start
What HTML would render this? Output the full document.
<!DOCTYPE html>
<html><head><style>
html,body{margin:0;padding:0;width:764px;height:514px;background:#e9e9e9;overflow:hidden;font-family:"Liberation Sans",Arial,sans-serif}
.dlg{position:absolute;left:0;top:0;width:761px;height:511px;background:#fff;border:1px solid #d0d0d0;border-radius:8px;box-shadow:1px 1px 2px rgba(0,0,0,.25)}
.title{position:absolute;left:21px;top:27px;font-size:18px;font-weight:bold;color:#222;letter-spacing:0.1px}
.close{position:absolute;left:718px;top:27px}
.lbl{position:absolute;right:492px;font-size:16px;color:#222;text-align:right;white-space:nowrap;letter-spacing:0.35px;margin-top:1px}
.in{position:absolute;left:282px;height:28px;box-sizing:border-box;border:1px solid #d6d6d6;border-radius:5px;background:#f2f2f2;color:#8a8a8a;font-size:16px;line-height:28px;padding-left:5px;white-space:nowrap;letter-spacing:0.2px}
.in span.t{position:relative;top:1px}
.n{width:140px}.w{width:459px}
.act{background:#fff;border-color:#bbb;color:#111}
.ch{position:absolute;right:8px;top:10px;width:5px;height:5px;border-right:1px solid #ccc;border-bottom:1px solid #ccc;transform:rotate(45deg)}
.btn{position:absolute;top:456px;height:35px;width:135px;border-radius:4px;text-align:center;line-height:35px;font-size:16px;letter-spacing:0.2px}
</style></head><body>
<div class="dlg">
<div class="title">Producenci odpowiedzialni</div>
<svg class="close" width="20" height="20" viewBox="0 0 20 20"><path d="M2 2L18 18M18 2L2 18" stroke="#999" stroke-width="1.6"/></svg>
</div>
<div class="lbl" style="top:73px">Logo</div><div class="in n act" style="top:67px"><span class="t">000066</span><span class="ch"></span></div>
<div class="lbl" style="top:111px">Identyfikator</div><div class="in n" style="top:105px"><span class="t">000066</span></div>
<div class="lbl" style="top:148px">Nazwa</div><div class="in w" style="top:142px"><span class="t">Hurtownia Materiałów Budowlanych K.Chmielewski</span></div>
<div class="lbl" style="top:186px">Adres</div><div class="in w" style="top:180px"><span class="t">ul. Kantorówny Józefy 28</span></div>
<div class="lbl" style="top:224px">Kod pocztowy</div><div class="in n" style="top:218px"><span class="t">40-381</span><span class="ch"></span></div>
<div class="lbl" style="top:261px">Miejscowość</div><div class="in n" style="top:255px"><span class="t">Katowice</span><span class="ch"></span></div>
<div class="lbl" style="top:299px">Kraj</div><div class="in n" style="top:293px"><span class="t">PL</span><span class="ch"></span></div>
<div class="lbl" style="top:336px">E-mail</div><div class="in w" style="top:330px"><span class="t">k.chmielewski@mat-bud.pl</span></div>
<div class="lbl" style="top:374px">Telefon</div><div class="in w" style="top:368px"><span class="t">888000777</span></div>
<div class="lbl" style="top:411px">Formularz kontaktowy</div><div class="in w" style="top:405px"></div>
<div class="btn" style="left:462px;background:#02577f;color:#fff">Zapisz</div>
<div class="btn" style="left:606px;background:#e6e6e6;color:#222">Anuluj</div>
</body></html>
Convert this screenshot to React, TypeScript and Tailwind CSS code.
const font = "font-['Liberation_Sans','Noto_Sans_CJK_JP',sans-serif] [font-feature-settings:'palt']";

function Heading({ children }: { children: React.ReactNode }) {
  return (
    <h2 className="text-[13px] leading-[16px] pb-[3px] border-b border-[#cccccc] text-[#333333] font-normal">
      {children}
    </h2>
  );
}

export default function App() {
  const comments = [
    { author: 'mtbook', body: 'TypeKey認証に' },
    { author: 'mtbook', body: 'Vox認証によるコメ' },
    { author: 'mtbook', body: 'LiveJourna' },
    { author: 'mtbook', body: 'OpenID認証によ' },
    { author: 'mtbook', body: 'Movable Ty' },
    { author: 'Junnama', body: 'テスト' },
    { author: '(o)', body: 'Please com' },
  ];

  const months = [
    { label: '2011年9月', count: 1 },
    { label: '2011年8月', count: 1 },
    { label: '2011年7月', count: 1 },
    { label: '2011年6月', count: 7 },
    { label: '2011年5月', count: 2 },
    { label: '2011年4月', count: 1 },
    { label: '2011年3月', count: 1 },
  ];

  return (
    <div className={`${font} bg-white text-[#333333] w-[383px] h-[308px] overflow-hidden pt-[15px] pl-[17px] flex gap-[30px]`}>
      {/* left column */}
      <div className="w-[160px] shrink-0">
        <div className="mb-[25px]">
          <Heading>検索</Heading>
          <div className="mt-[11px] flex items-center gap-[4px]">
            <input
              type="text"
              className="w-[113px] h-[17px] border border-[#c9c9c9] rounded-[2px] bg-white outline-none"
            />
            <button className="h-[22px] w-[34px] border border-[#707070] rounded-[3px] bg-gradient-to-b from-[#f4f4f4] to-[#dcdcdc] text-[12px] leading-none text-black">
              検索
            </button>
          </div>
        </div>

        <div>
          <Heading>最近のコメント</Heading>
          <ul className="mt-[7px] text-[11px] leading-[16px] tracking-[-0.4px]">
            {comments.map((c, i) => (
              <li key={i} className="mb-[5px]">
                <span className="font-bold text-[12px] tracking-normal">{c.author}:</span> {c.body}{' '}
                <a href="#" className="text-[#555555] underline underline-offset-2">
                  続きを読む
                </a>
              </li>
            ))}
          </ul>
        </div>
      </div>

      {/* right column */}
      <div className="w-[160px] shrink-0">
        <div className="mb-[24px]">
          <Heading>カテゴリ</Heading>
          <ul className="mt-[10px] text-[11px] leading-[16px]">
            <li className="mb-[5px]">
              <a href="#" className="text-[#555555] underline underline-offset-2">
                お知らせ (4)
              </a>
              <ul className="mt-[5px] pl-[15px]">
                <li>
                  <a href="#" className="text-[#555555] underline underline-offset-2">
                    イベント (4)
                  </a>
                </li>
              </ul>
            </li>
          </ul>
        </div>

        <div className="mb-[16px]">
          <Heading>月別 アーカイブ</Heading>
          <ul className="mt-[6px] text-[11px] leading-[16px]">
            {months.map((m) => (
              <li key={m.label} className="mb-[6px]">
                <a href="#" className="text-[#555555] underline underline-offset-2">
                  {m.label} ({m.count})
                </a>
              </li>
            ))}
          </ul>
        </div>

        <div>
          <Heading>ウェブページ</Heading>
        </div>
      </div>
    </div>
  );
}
end
start
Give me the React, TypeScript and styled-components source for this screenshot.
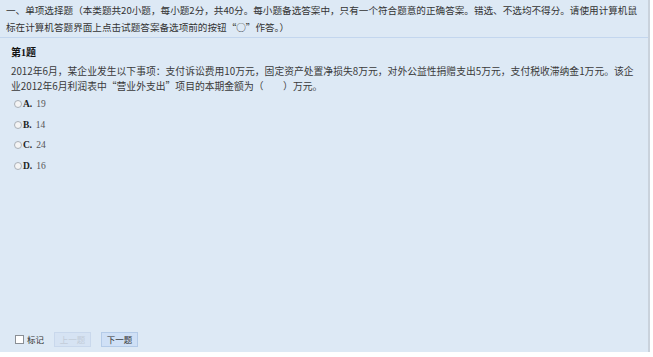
end
WORK TO COMPLETE
Find the word "React" and list each line it appears in.

ANSWER TO THIS TASK
Convert this screenshot to React, TypeScript and Tailwind CSS code.
function Heading({ children }: { children: React.ReactNode }) {
Give me the React, TypeScript and styled-components source for this screenshot.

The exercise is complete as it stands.